Playfulness – Life can often be overwhelming: full of responsibilities and difficult challenges. We are often conditioned to take life very seriously, as we face demands that require dedication and hard work. We become so ingrained in our roles as breadwinner, housekeeper, caregiver, and even care-receiver, that we forget to step outside our roles. There are bills to be paid, people to take care of, communities to support, and in the process we forget that the strength to do these things must be replenished. You may need to learn how to play, or to be the child you wanted to be. Do something child-like each day, even if it is just for a few minutes: get your shoes wet at the beach or in a puddle, draw and paint what is in your heart – even if it is just a glowing yellow squiggle, roll down a grassy hill, make a mess. Don’t worry, your responsibilities will still be there, and you’ll feel recharged when you get back!

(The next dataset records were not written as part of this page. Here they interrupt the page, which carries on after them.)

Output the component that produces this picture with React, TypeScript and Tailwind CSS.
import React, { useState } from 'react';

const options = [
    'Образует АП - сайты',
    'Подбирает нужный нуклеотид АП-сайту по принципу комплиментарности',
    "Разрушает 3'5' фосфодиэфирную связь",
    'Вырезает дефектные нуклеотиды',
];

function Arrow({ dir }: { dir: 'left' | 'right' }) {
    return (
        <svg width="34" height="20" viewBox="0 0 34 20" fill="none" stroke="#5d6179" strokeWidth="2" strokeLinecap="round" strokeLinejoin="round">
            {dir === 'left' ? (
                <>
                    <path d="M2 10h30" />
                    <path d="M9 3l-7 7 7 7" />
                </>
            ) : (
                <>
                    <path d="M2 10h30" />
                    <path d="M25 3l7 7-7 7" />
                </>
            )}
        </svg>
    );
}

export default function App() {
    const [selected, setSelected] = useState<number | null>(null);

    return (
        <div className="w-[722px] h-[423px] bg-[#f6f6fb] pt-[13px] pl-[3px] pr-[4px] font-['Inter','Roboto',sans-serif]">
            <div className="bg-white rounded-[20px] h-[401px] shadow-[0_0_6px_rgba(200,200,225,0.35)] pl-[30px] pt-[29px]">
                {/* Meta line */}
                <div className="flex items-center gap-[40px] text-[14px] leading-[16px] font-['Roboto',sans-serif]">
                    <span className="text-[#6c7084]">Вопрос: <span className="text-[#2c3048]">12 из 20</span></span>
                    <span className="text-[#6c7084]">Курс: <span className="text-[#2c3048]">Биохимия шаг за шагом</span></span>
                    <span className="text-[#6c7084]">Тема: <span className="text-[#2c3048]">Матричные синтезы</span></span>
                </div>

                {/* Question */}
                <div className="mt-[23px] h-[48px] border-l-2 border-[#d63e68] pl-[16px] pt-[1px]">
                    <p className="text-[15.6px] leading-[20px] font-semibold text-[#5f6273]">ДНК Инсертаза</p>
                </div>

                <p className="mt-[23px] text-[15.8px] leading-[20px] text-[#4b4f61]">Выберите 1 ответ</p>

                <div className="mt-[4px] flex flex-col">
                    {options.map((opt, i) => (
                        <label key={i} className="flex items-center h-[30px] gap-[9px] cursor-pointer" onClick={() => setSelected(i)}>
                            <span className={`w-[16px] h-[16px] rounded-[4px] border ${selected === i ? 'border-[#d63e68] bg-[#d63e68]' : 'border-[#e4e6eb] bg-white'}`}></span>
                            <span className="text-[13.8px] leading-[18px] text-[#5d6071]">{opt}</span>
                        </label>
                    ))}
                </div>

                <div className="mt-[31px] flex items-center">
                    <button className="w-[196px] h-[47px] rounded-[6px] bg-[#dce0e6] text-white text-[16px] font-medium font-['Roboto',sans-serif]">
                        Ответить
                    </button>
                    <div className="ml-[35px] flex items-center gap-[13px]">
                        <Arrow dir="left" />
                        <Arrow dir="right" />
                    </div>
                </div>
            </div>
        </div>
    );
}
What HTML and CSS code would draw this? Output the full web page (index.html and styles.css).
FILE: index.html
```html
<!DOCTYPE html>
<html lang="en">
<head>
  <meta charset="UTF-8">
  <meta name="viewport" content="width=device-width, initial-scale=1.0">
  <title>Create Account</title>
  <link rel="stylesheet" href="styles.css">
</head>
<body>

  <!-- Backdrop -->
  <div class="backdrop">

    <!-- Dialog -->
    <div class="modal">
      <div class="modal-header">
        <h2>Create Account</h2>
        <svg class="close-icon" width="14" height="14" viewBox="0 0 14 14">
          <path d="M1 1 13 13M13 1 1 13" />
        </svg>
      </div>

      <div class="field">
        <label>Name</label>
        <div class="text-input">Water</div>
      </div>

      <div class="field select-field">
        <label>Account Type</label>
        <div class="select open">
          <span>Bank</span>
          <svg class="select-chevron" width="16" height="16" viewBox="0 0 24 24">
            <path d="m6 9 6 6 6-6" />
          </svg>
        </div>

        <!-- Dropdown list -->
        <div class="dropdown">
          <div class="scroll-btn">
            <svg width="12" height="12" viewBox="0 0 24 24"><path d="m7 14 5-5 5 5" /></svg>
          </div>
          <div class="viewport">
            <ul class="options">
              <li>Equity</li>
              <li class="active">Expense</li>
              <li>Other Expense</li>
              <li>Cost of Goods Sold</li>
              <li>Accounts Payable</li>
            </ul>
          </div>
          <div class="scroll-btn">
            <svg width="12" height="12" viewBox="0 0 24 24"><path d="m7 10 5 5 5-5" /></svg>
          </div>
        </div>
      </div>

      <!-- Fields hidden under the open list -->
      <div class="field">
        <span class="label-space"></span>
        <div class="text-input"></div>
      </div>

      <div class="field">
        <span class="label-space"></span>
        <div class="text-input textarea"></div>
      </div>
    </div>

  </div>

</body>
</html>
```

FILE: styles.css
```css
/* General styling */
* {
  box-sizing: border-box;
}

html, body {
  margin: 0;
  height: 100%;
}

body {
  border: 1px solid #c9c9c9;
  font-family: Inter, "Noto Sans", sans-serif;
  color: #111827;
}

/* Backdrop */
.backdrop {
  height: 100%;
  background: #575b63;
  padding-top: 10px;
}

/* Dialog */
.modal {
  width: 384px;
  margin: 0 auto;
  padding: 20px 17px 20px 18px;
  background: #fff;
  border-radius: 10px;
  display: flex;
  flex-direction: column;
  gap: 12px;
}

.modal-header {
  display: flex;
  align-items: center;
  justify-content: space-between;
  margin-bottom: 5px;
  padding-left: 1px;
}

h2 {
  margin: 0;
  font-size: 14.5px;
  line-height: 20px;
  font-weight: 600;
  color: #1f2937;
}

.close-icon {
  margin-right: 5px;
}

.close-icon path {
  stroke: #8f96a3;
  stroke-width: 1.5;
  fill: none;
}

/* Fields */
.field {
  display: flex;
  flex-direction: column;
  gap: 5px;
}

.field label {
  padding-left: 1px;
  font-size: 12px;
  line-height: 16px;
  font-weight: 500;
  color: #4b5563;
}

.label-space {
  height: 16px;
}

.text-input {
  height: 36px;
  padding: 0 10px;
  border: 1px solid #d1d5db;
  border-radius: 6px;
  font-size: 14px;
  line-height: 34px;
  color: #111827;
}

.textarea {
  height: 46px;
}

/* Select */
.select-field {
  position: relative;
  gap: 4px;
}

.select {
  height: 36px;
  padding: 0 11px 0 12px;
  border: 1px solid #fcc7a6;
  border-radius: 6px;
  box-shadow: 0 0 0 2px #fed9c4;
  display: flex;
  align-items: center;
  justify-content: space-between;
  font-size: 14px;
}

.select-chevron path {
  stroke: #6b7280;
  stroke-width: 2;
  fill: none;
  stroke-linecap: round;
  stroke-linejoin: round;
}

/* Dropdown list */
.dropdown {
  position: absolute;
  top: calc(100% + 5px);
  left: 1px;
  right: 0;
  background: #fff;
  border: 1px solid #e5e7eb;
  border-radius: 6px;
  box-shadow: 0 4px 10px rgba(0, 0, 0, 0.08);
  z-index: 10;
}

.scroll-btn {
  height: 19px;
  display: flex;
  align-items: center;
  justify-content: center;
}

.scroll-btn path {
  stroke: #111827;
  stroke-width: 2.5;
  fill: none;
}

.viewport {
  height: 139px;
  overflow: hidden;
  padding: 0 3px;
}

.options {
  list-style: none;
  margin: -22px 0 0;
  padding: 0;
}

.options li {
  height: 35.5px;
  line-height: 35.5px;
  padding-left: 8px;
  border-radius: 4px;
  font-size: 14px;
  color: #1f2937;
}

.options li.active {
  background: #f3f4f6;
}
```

Expression – As adults, many of us do not know how to express our emotions. Perhaps we came from childhood environments where certain emotions, such as sadness and anger, were frowned upon and even emotions such as happiness were ’toned’ down. There are no ’bad’ emotions. All emotions are valid and important when experienced with the intent of helping others or improving ourselves. Without understanding the spectrum of our emotions, it’s hard to know happiness without the reference of sadness. Years ago, I discovered the idea of "expression time", by going to the movies alone. By watching lots of different types of movies, I learned better how to express my emotions. In the anonymity of a dark theatre, I could cry and laugh out loud, knowing that I didn’t have to be ashamed of my feelings. Perhaps you find your expression time in other places: in a hobby group among peers, in solitary walks through the forest or by the beach, or with a trusted friend who allows you to be exactly who you are. Whatever your method, it is vital that you regain the skills to connect to your emotions, as you did before you were conditioned not to feel them or experience them in depth.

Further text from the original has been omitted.